DEBT RESTRUCTURING: A DOLLAR AFFAIR
A big challenge for Essar Oil lies in restructuring its debt. “Being a fully dollar-driven company, it makes immense sense for us to de-risk our business from currency fluctuations by converting our long term liabilities into dollars,” says Chairman Shashi Ruia. This will lower interest cost and also extend the debt tenure. Till date, the company has dollarised about $1 billion of rupee debt and it plans to dollarise another $1 billion debt by March 2015. Though the Gujarat government tax arrears impacted the company’s profitability last year, and not much has been flowing out of Essar Oil lately in terms of investment plans, the company seems to be on track in setting its house in order. ( As Essar Oil is in the process of delisting from the market, its debt figures are not available.)

MORE RESERVES: Essar’s Vadinar refinery in Gujarat

Fraught with problems
Ruia sees the global refining industry facing several challenges in the days ahead: weak demand, new capacity addition, and dominating role of governments in both exporting and importing countries. "Over the next seven years, we expect about 5.7 million barrels of net refinery capacity to be added.
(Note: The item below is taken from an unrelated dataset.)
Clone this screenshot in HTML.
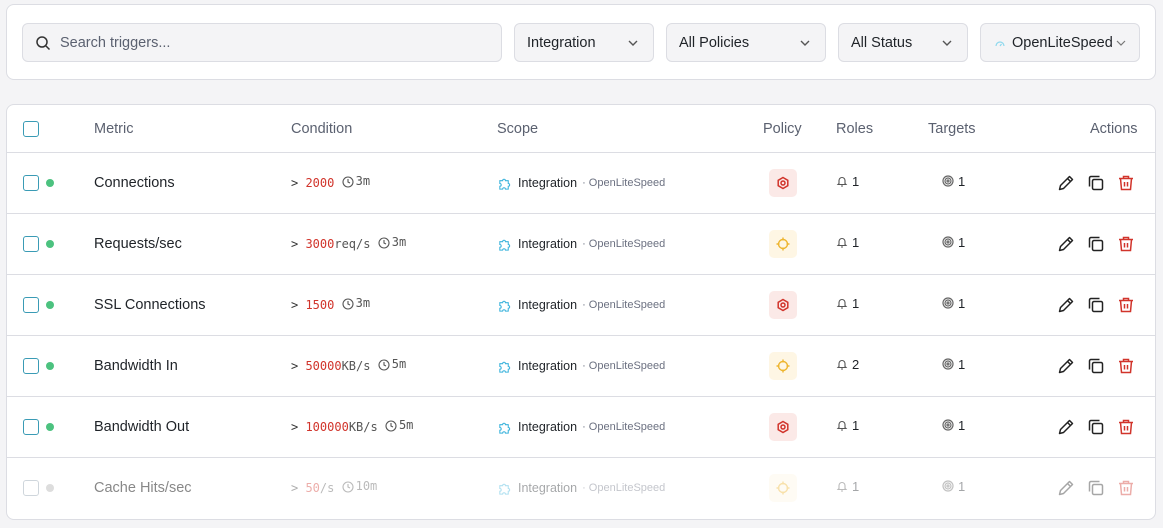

While Asia and West Asia will account for about three-fourths of the fresh capacity, the region is expected to be balanced in terms of capacity growth and demand."

At Vadinar, Essar Oil is undertaking a series of low-investment and short-gestation projects, under the banner of Optima Plus, which upon completion would provide a gross refinery margin uplift of about $1-1.5 a barrel over a period of two years. The company's gross refinery margin was $7 barrel for the quarter ended September 2014. These projects include setting up one more hydrogen manufacturing unit and the conversion of the existing vacuum gas oil into more valuable distillates. In 2012, the Vadinar refinery's capacity was expanded to 20 million tonnes, with an increase in its complexity from 6.1 to 11.8 on the Nelson index, making it India's second largest single-location refinery after Reliance Industries' Jamnagar complex. The higher a refinery is on the index, the better equipped it is to refine low quality crude oil.